Aún resulta más sencillo el proceso en el Ministerio de Exteriores, donde históricamente y de manera generalizada cada comunicación de sus embajadas con Madrid ha sido cifrada y clasificada fuera cual fuera su naturaleza. Y también en el Ministerio del Interior, donde prima el carácter operativo de la información sobre los precisos protocolos de manejo de los secretos oficiales ideados por el CNI.

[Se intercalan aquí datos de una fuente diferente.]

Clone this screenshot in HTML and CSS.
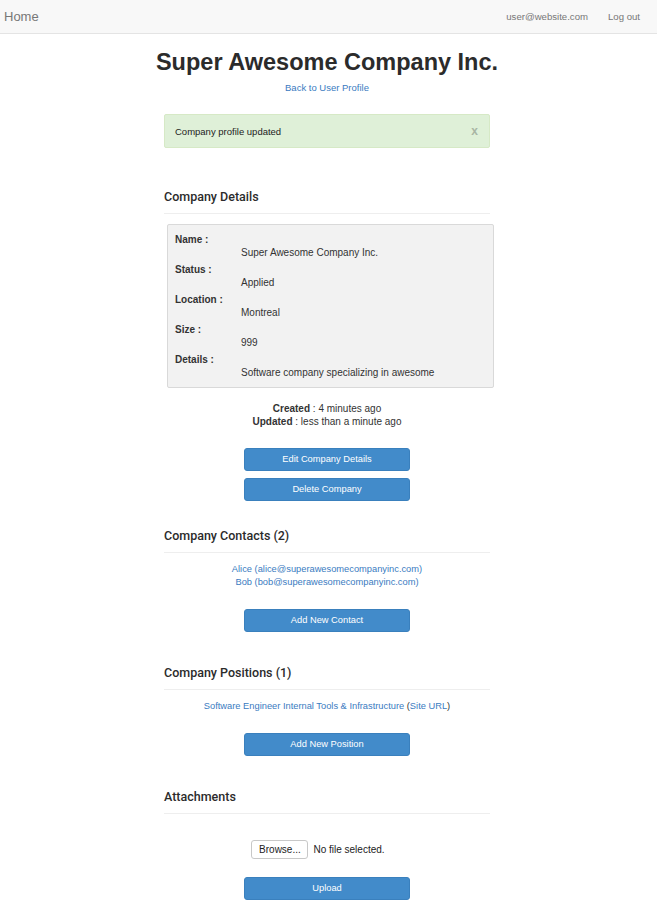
FILE: index.html
```html
<!DOCTYPE html>
<html>
<head>
<meta charset="utf-8">
<title>Super Awesome Company Inc.</title>
<link rel="stylesheet" href="styles.css">
</head>
<body>
<nav class="navbar">
  <a class="brand" href="#">Home</a>
  <div class="nav-right">
    <a class="nav-link" href="#">user@website.com</a>
    <a class="nav-link" href="#">Log out</a>
  </div>
</nav>
<main class="container">
  <h1 class="title">Super Awesome Company Inc.</h1>
  <div class="back"><a href="#">Back to User Profile</a></div>

  <div class="alert">
    <span>Company profile updated</span>
    <span class="close">x</span>
  </div>

  <h4 class="section-head first">Company Details</h4>
  <dl class="details">
    <dt>Name :</dt>
    <dd>Super Awesome Company Inc.</dd>
    <dt>Status :</dt>
    <dd>Applied</dd>
    <dt>Location :</dt>
    <dd>Montreal</dd>
    <dt>Size :</dt>
    <dd>999</dd>
    <dt>Details :</dt>
    <dd>Software company specializing in awesome</dd>
  </dl>

  <div class="meta">
    <div><b>Created</b> : 4 minutes ago</div>
    <div><b>Updated</b> : less than a minute ago</div>
  </div>

  <div class="btn-stack">
    <a class="btn" href="#">Edit Company Details</a>
    <a class="btn" href="#">Delete Company</a>
  </div>

  <h4 class="section-head after-btns">Company Contacts (2)</h4>
  <div class="list">
    <div><a href="#">Alice (alice@superawesomecompanyinc.com)</a></div>
    <div><a href="#">Bob (bob@superawesomecompanyinc.com)</a></div>
  </div>
  <div class="btn-stack">
    <a class="btn" href="#">Add New Contact</a>
  </div>

  <h4 class="section-head">Company Positions (1)</h4>
  <div class="list">
    <div><a href="#">Software Engineer Internal Tools &amp; Infrastructure</a> (<a href="#">Site URL</a>)</div>
  </div>
  <div class="btn-stack">
    <a class="btn" href="#">Add New Position</a>
  </div>

  <h4 class="section-head">Attachments</h4>
  <div class="file-row">
    <span class="browse">Browse...</span>
    <span class="file-none">No file selected.</span>
  </div>
  <div class="btn-stack upload">
    <a class="btn" href="#">Upload</a>
  </div>
</main>
</body>
</html>
```

FILE: styles.css
```css
* { box-sizing: border-box; }
html, body {
  margin: 0;
  padding: 0;
  background: #fff;
}
body {
  font-family: "Liberation Sans", Arial, Helvetica, sans-serif;
  font-size: 10px;
  line-height: 13px;
  color: #333;
}
a { color: #3a7bbf; text-decoration: none; }

.navbar {
  height: 34px;
  background: #f8f8f8;
  border-bottom: 1px solid #e4e4e4;
  display: flex;
  align-items: center;
  justify-content: space-between;
  padding: 0 17px 0 4px;
}
.brand {
  color: #777;
  font-size: 13px;
}
.nav-right {
  display: flex;
  gap: 20px;
}
.nav-link {
  color: #777;
  font-size: 9.6px;
}

.container {
  width: 326px;
  margin: 0 0 0 calc(50% - 164.5px);
  padding-bottom: 20px;
}
.title {
  margin: 13px -40px 0;
  text-align: center;
  font-size: 23.5px;
  line-height: 30px;
  font-weight: bold;
  color: #2b2b2b;
}
.back {
  text-align: center;
  margin-top: 4px;
  font-size: 9.5px;
}

.alert {
  margin-top: 20px;
  height: 34px;
  background: #dff0d8;
  border: 1px solid #d6e9c6;
  border-radius: 2px;
  display: flex;
  align-items: center;
  justify-content: space-between;
  padding: 0 11px 0 10px;
  color: #222;
  font-size: 9.5px;
}
.close {
  color: #a9b5a4;
  font-size: 12px;
  font-weight: bold;
}

.section-head {
  margin: 32px 0 0;
  font-family: Roboto, "Liberation Sans", Arial, sans-serif;
  font-size: 12.5px;
  line-height: 16px;
  font-weight: 500;
  color: #2b2b2b;
  padding: 1px 0 8px;
  border-bottom: 1px solid #eee;
}
.section-head.first { margin-top: 40px; }
.section-head.after-btns { margin-top: 26px; }

.details {
  margin: 10px 0 0 3px;
  width: 327px;
  background: #f2f2f2;
  border: 1px solid #d9d9d9;
  border-radius: 2px;
  padding: 8px 7px 4px;
}
.details dt {
  font-weight: bold;
}
.details dd {
  margin: 0 0 4px 66px;
}

.meta {
  margin-top: 14px;
  text-align: center;
}

.btn-stack {
  margin-top: 20px;
  display: flex;
  flex-direction: column;
  align-items: center;
  gap: 7px;
}
.btn {
  width: 166px;
  height: 23px;
  background: #428bca;
  border: 1px solid #3a80bd;
  border-radius: 3px;
  color: #fff;
  font-size: 9.3px;
  display: flex;
  align-items: center;
  justify-content: center;
}

.list {
  margin-top: 10px;
  text-align: center;
  font-size: 9.3px;
}

.file-row {
  margin-top: 26px;
  display: flex;
  align-items: center;
  justify-content: center;
  gap: 5px;
  padding-right: 18px;
}
.browse {
  width: 57px;
  height: 19px;
  border: 1px solid #c8c8c8;
  border-radius: 3px;
  background: #fff;
  display: flex;
  align-items: center;
  justify-content: center;
  color: #222;
}
.file-none { color: #222; }
.upload { margin-top: 18px; }
```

Según un alto mando de la lucha antiterrorista de la Guardia Civil, “tanto nosotros en el ámbito de terrorismo como en las unidades dedicadas a la lucha contra la delincuencia organizada, contamos con la declaración genérica de secreto sobre nuestra estructura, organización, técnicas, procedimientos y fuentes de información, así como de las propias informaciones que producimos, por lo que no se requiere ningún procedimiento ad hoc del Gobierno. Está clasificado de antemano. Todo lo que se produce en esta casa es secreto; no hay que someterlo a una continua clasificación. Ni hay que comunicárselo a nadie. Otra cosa es que en este tipo de unidades no vayamos al extremo de rigor en su manejo, porque para la práctica policial hay que ser más flexible; si no va contra tu eficacia, te entorpece. Y además hay que contar con recursos. Necesitamos registros seguros y comunicaciones cifradas. Y no siempre se tienen en el día a día. Pero, sí, ante la duda, la tendencia es poner el sello de secreto”.

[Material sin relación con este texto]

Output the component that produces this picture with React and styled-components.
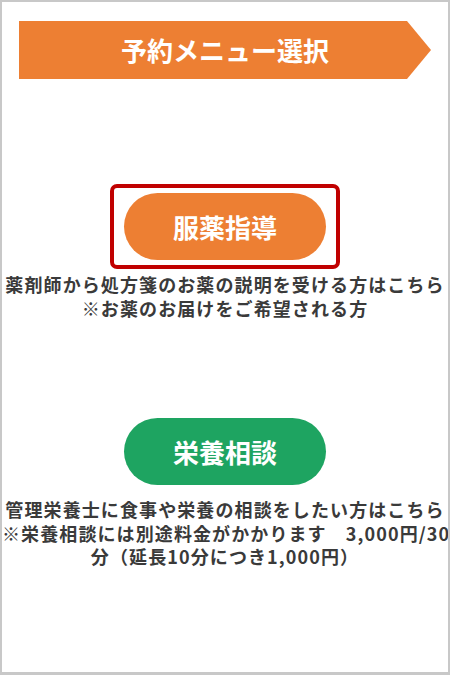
import React from 'react';
import styled, { createGlobalStyle } from 'styled-components';

const GlobalStyle = createGlobalStyle`
	html, body {
		margin: 0;
		padding: 0;
		background: #ffffff;
	}
	body {
		font-family: "Noto Sans CJK JP", "Noto Sans", sans-serif;
	}
`;

const menus = [
	{
		key: 'medication',
		label: '服薬指導',
		color: '#ed7f33',
		selected: true,
		lines: [
			'薬剤師から処方箋のお薬の説明を受ける方はこちら',
			'※お薬のお届けをご希望される方',
		],
	},
	{
		key: 'nutrition',
		label: '栄養相談',
		color: '#1ea461',
		selected: false,
		lines: [
			'管理栄養士に食事や栄養の相談をしたい方はこちら',
			'※栄養相談には別途料金がかかります　3,000円/30',
			'分（延長10分につき1,000円）',
		],
	},
];

export default function App() {
	return (
		<>
			<GlobalStyle />
			<Frame>
				<Banner>予約メニュー選択</Banner>
				{menus.map((menu, i) => (
					<MenuBlock key={menu.key} first={i === 0}>
						<Highlight selected={menu.selected}>
							<PillButton type="button" color={menu.color}>
								{menu.label}
							</PillButton>
						</Highlight>
						<Description>
							{menu.lines.map((line) => (
								<Line key={line}>{line}</Line>
							))}
						</Description>
					</MenuBlock>
				))}
			</Frame>
		</>
	);
}

const Frame = styled.div`
	box-sizing: border-box;
	width: 450px;
	height: 675px;
	border: 2px solid #c8c8c8;
	border-bottom-width: 3px;
	padding-top: 19px;
	display: flex;
	flex-direction: column;
	align-items: center;
	overflow: hidden;
`;

const Banner = styled.h1`
	box-sizing: border-box;
	margin: 0;
	width: 412px;
	height: 58px;
	background: #ed7f33;
	clip-path: polygon(0 0, calc(100% - 24px) 0, 100% 50%, calc(100% - 24px) 100%, 0 100%);
	display: flex;
	align-items: center;
	justify-content: center;
	color: #ffffff;
	font-size: 26px;
	font-weight: bold;
	line-height: 1;
`;

const MenuBlock = styled.section`
	width: 100%;
	display: flex;
	flex-direction: column;
	align-items: center;
	margin-top: ${(p) => (p.first ? '105px' : '98px')};
`;

const Highlight = styled.div`
	box-sizing: border-box;
	padding: ${(p) => (p.selected ? '5px 10px' : '0')};
	border: ${(p) => (p.selected ? '4px solid #c00000' : 'none')};
	border-radius: 7px;
	margin-bottom: ${(p) => (p.selected ? '4px' : '13px')};
`;

const PillButton = styled.button`
	width: 202px;
	height: 67px;
	border: none;
	border-radius: 34px;
	background: ${(p) => p.color};
	color: #ffffff;
	font-family: "Noto Sans CJK JP", "Noto Sans", sans-serif;
	font-size: 26px;
	font-weight: bold;
	padding: 0;
	cursor: pointer;
`;

const Description = styled.div`
	width: 100%;
	color: #3a3a3a;
	font-size: 18px;
	font-weight: bold;
	letter-spacing: 1.1px;
	line-height: 23.5px;
	text-align: center;
`;

const Line = styled.div`
	white-space: nowrap;
`;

El Archivo General de la Administración tiene 170 kilómetros de estantes distribuidos en las ocho plantas de un edificio anónimo y sin ventanas en Alcalá de Henares. Más de un millón de cajas repletas de legajos. El soporte del 80% de los documentos públicos sigue siendo el papel. Y el de la práctica totalidad de los documentos secretos del Estado. Sin embargo, las nuevas tecnologías de la información van a transformar en poco tiempo la forma en que esos secretos se creen, clasifiquen, almacenen, transmitan y se acceda a ellos. Y posiblemente, según los expertos, sean más sencillos de piratear que con los archivos físicos. Como se demostró con las filtraciones de WikiLeaks. En cualquier caso, los secretos están. Y rara vez se destruyen. Es cuestión de afrontarlos. Y decidir qué se hace con ellos. Porque en España son eternos.